-- start MATERIAL --

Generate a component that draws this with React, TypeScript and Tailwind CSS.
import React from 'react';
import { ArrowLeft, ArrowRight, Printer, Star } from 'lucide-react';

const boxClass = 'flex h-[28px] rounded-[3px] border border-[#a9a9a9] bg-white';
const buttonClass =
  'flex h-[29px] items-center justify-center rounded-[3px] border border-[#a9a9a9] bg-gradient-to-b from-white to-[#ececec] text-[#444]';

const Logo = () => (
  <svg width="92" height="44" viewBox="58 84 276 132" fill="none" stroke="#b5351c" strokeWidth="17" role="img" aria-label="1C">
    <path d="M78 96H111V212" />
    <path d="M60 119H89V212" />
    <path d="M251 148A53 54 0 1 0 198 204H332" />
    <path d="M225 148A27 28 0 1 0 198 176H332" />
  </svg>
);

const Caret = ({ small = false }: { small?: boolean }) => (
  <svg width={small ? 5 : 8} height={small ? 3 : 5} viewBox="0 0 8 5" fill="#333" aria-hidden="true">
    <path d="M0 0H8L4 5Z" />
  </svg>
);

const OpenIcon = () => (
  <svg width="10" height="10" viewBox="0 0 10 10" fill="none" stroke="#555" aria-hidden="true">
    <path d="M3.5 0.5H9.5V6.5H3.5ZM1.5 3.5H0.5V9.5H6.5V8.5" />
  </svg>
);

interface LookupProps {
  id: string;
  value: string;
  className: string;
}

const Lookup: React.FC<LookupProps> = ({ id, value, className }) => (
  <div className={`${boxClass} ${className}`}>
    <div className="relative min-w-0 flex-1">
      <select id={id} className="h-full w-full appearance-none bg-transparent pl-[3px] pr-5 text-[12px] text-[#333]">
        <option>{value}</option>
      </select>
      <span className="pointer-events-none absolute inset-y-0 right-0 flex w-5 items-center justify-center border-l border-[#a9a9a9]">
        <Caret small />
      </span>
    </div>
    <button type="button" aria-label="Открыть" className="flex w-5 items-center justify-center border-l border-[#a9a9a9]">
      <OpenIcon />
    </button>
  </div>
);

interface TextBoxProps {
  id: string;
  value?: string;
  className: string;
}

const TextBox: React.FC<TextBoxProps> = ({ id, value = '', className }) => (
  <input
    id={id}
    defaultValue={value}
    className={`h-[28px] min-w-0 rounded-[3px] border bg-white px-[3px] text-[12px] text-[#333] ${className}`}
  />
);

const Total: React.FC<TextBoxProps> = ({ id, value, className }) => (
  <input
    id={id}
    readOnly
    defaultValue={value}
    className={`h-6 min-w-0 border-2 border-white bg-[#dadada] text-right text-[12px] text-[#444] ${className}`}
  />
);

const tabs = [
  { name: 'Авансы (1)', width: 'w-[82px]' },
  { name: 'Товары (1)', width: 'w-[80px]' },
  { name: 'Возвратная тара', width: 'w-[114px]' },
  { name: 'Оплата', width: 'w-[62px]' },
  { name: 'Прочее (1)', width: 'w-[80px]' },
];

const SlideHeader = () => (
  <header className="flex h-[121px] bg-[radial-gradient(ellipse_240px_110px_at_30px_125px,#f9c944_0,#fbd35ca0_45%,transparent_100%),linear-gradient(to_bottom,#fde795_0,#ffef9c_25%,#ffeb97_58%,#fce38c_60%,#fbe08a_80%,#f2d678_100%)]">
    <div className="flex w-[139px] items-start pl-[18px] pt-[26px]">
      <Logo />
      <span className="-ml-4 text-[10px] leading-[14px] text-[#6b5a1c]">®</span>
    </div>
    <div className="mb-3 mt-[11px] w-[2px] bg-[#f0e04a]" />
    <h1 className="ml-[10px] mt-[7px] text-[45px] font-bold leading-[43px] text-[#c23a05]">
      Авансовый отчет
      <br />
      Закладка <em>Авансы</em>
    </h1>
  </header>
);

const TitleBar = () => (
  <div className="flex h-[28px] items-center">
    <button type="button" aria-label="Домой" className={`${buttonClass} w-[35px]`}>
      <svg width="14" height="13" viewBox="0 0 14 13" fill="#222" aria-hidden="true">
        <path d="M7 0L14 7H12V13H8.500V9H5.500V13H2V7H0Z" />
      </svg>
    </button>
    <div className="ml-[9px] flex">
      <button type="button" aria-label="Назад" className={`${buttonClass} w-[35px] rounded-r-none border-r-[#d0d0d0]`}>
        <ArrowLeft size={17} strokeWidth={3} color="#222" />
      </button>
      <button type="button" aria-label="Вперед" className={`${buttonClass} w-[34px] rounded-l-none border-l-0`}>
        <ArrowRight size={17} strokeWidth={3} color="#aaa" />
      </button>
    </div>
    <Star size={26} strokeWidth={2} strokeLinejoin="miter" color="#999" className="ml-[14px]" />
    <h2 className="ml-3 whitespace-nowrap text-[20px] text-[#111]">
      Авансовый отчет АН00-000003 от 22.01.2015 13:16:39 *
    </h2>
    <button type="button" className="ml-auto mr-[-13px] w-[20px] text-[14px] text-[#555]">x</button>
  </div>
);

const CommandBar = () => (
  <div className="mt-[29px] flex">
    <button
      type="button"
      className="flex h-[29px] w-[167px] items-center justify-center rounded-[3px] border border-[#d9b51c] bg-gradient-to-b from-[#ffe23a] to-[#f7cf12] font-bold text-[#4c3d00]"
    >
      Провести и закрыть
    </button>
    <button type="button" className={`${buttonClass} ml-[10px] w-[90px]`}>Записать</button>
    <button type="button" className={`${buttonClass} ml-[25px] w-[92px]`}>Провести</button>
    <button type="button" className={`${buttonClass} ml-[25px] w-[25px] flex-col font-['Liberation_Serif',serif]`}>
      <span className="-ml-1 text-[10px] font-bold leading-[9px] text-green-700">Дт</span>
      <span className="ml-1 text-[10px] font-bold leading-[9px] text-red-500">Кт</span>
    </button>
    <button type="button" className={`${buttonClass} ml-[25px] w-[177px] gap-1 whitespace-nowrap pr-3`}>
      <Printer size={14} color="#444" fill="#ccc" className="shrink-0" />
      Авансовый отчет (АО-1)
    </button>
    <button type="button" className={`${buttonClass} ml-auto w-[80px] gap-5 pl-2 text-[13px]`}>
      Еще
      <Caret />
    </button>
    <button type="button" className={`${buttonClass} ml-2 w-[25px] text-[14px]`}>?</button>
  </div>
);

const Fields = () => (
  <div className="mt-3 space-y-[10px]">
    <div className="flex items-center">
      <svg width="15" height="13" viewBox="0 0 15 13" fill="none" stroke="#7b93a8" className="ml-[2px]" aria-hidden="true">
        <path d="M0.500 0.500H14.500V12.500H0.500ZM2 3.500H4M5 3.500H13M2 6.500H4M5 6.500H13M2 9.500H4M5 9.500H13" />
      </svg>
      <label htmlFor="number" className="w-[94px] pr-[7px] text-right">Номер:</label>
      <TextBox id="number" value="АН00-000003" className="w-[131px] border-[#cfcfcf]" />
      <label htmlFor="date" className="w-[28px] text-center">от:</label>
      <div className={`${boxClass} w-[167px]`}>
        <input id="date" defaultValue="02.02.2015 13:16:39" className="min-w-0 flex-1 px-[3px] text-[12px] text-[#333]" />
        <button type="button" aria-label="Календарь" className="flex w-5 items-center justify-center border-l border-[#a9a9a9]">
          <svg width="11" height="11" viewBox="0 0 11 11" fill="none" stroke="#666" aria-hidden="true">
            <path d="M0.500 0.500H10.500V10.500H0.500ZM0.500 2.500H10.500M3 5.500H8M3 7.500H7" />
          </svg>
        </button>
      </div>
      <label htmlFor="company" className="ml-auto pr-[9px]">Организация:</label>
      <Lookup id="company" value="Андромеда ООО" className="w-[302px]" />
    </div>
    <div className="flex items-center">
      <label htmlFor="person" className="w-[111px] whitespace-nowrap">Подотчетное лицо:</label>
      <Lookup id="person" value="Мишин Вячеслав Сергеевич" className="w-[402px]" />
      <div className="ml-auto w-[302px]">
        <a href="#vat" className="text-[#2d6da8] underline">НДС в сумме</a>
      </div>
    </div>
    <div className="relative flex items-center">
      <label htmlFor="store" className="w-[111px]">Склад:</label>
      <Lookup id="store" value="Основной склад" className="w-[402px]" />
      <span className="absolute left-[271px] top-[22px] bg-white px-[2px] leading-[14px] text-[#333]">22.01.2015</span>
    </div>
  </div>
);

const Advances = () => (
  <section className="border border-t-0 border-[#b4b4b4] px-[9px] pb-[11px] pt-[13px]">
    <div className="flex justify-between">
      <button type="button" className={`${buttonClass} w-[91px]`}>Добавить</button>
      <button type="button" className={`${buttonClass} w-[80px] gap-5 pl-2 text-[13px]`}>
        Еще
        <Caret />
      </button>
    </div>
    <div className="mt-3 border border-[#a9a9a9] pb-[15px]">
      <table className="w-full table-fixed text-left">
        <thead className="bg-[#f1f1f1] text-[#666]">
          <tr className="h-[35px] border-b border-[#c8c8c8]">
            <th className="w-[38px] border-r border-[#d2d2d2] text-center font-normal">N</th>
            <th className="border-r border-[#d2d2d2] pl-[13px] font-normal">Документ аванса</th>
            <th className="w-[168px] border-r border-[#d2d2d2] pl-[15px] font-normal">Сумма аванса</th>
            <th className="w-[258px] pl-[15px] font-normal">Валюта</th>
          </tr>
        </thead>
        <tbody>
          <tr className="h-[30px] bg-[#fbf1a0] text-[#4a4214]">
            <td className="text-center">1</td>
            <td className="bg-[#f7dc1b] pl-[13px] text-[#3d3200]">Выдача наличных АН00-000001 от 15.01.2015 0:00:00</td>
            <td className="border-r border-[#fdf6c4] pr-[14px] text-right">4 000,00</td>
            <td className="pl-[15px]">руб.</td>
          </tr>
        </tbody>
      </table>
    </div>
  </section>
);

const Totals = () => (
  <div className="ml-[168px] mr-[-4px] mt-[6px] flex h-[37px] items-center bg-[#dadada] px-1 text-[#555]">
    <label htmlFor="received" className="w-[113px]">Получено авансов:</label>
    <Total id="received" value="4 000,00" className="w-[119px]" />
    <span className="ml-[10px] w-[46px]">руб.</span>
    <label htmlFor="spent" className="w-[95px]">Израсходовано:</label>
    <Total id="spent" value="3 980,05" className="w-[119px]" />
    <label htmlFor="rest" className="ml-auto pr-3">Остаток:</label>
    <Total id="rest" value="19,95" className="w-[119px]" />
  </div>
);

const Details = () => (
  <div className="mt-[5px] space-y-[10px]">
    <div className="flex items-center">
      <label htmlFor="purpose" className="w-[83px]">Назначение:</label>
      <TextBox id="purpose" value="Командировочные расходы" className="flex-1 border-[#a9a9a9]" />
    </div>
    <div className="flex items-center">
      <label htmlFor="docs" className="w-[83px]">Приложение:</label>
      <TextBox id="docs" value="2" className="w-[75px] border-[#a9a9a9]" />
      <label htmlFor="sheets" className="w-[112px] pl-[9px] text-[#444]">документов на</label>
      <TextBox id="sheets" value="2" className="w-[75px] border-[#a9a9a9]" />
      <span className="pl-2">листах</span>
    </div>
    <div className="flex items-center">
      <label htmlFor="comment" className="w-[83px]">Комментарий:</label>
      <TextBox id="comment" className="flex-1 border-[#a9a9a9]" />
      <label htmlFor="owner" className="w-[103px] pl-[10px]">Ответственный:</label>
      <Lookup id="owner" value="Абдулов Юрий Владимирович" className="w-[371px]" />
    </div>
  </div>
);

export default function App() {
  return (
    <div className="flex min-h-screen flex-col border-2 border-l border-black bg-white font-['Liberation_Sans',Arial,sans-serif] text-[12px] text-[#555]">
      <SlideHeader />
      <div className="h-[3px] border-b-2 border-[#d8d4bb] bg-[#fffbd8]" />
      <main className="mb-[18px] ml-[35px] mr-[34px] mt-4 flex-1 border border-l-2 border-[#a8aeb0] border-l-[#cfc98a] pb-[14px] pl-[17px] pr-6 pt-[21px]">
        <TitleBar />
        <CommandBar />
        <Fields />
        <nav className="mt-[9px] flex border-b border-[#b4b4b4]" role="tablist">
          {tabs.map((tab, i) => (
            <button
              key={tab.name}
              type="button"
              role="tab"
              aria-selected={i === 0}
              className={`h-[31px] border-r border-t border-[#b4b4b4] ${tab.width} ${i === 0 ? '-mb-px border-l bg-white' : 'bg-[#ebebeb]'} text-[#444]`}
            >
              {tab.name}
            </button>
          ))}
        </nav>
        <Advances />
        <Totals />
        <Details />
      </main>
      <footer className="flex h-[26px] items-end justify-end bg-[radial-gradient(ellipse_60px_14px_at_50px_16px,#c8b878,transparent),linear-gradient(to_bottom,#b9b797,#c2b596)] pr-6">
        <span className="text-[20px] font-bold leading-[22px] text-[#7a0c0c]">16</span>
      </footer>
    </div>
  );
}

-- end MATERIAL --

* **TASK PROMPT**
Starting at the first line of the material above, reproduce each line exactly up to and including the line with "ArrowRight, Printer, Star".

* **REPLY**
Generate a component that draws this with React, TypeScript and Tailwind CSS.
import React from 'react';
import { ArrowLeft, ArrowRight, Printer, Star } from 'lucide-react';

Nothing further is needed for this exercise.